AFTER: Before the recent big Hollywood sex scandals, before Weinstein and before Cosby even, there was the Kristen Stewart scandal - she'd been dating Robert Pattinson (this was back when she was straight) and then started dating Rupert Sanders, who directed her in "Snow White and the Huntsman".  Once the news came out, Sanders found himself fired from both the franchise and his marriage to Liberty Ross, who also appeared in last night's film as Snow White's mother in the flashback scenes.  Kristen Stewart wasn't asked back for this prequel/sequel either, so someone faced the arduous task of writing a new Snow White franchise film without Snow White in it.  And the directing reins were given to a first-time director, so all of that goes to explain how we end up with the jumbled mess that is "The Huntsman: Winter's War".

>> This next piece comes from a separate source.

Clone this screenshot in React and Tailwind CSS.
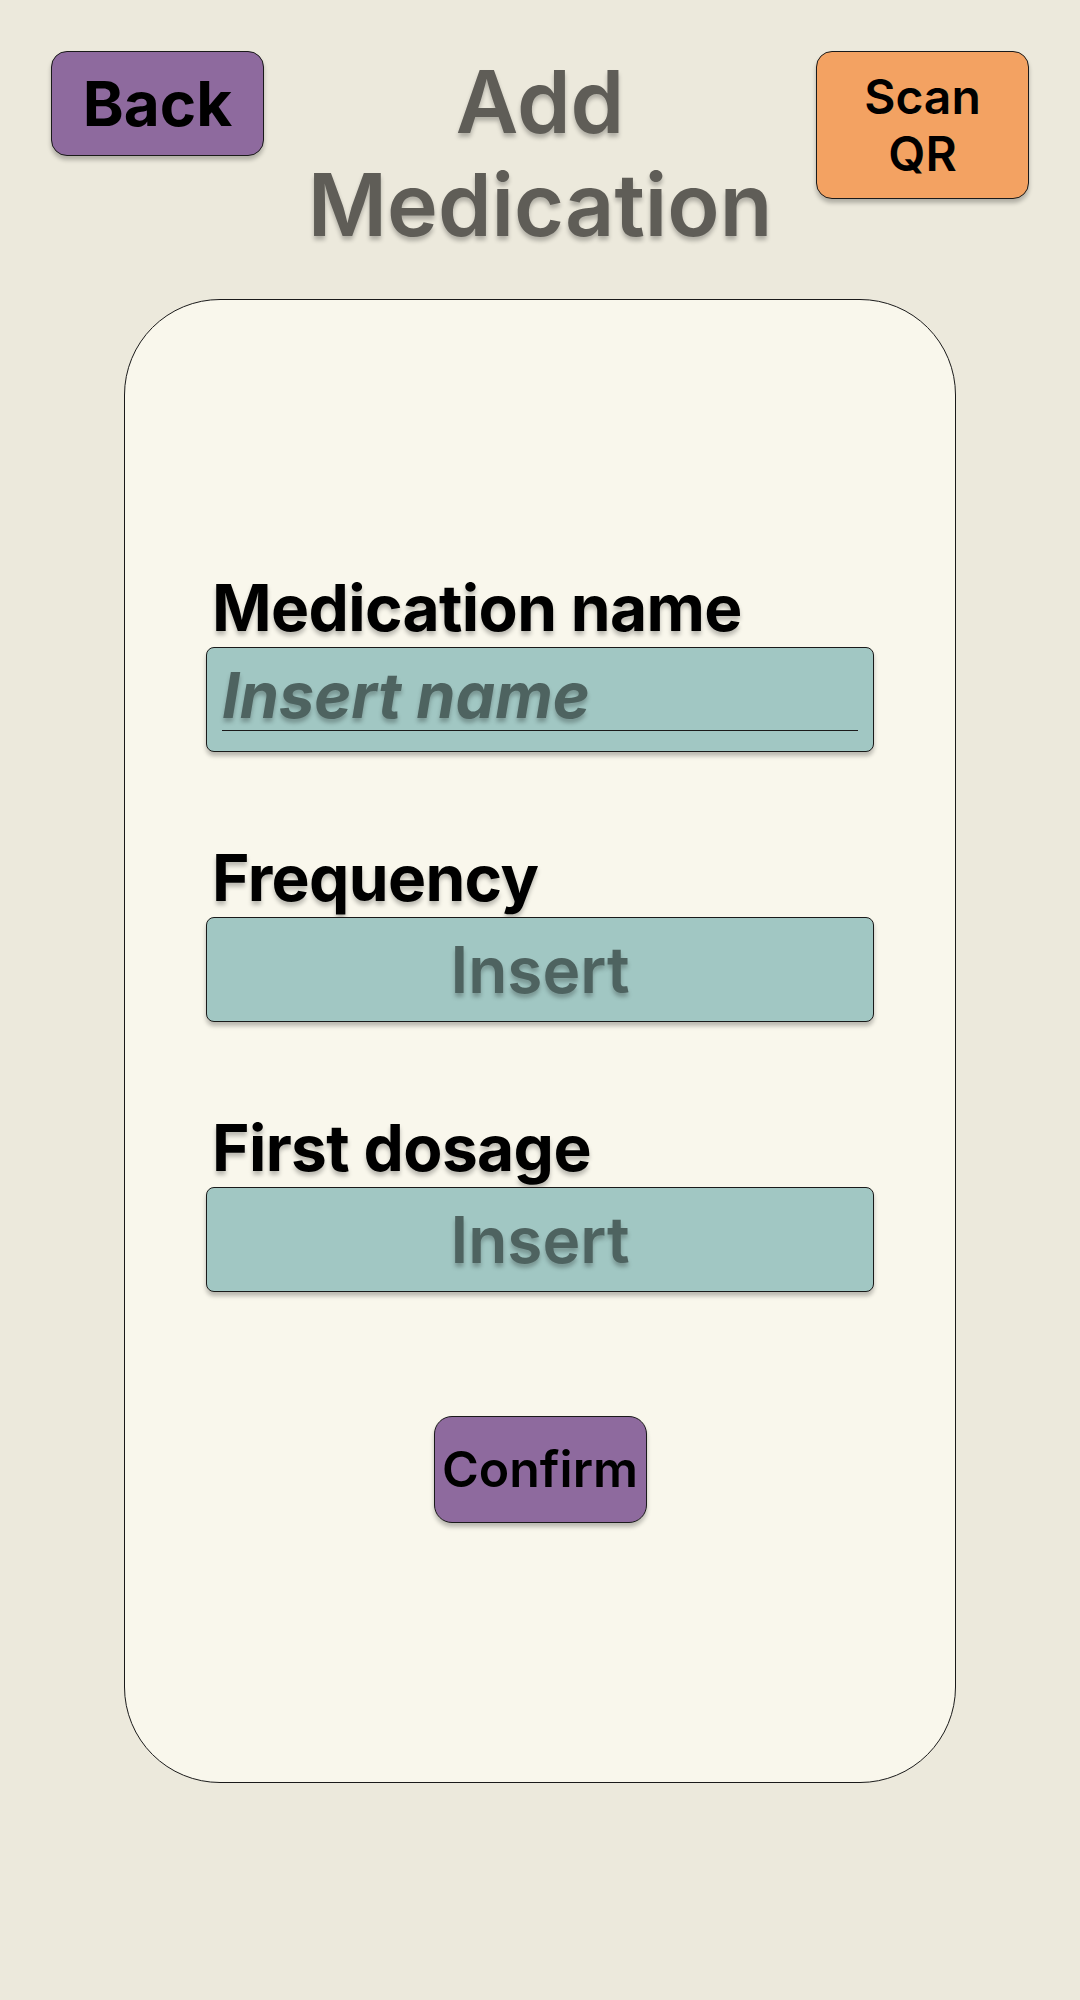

So they created a new evil queen, Freya, who has powers related to ice and cold, and has to constantly keep her emotions in check, so any resemblance to Elsa from "Frozen" is purely coincidental (right...).  And she's connected to the origin of the Huntsman, now called Eric to distinguish him from the other huntsmen and huntswomen.  So in the prequel part we get to see where Eric came from, how he was raised and how he fell in love with Sara, the wife he was talking about in the first film.  But wait, he said she was dead, how can she be back in this film? 

Ah, but it's a fantasy film, and she was only MOSTLY dead.  Same goes for Queen Ravenna, who's also brought back thanks to the magic of the Magic Mirror.  The goal here is to recapture the mirror, which Snow White got rid of because it was making her have bad, nasty thoughts (did it tell her to sleep with the film's director?) so she brought it to the forest where the soldiers carrying it were killed, and it got seized by goblins, who love big shiny things. There's an implication here that perhaps the mirror caused everyone around it to fight each other, even if they were allies, but this concept never really got explored to any reasonable satisfying depth.

So Snow White's husband sends Eric the Huntsman back into the dark forest to locate the mirror, along with one of the dwarves from the first film and his half-brother, and they're joined by two more female dwarves, and also Eric's not-dead wife Sara, so we're back doing the Tolkien mixed-race quest through the forest again, right?  NITPICK POINT: Anyone who's ever played Dungeons and Dragons knows that most female dwarves have beards, and are almost undistinguishable from male dwarves.  But I guess that wouldn't go over too well in a Hollywood film.

The other scandal involved with this franchise is that they had regular-sized actors playing the dwarves in both films, so that theoretically takes jobs away from smaller actors - sizeism?  But it's a
little more clear to me this time that the visual effects used a combination of live-action tricks (like having the tall actors stand in holes, with the camera shooting them only from the waist up) and using little people as doubles for the long-shots.  So little people WERE employed, they probably just weren't paid as much.  But go ahead, find me some tiny actors who are as famous as Ian McShane, Bob Hoskins and such.  Really, you'd end up hiring Peter Dinklage, Warwick Davis, Martin Klebba and a bunch of scrubs, so I see why they did what they did.  Progress is made in small steps, no pun intended.

But Freya ends up with the mirror, and uses it to bring Ravenna back (or some entity that looks just like her, we're never really sure...) and then it's all hands on deck with the huntsmen and the dwarves to take down both evil queens.  Defeat the evil power and restore peace and justice to the land, yada yada yada.

Also starring Charlize Theron (also carrying over from "Snow White and the Huntsman"), Jessica Chastain (last seen in "The Martian"), Emily Blunt (last seen in "Sicario"), Nick Frost (also carrying over from "Snow White and the Huntsman"), Sam Claflin (ditto), Rob Brydon (last seen in "Cinderella"), Alexandra Roach (last seen in "Anna Karenina"), Sheridan Smith (last seen in "Hysteria"), Sam Hazeldine (last seen in "The Brothers Grimsby"), Sope Dirisu, Sophie Cookson (last seen in "Kingsman: The Secret Service"), Colin Morgan (last seen in "Legend"), Madeleine Worrall (last seen in "Paddington"), a quick cameo from Kristen Stewart, and the voices of Fred Tatasciore, Liam Neeson (last seen in "Ted 2").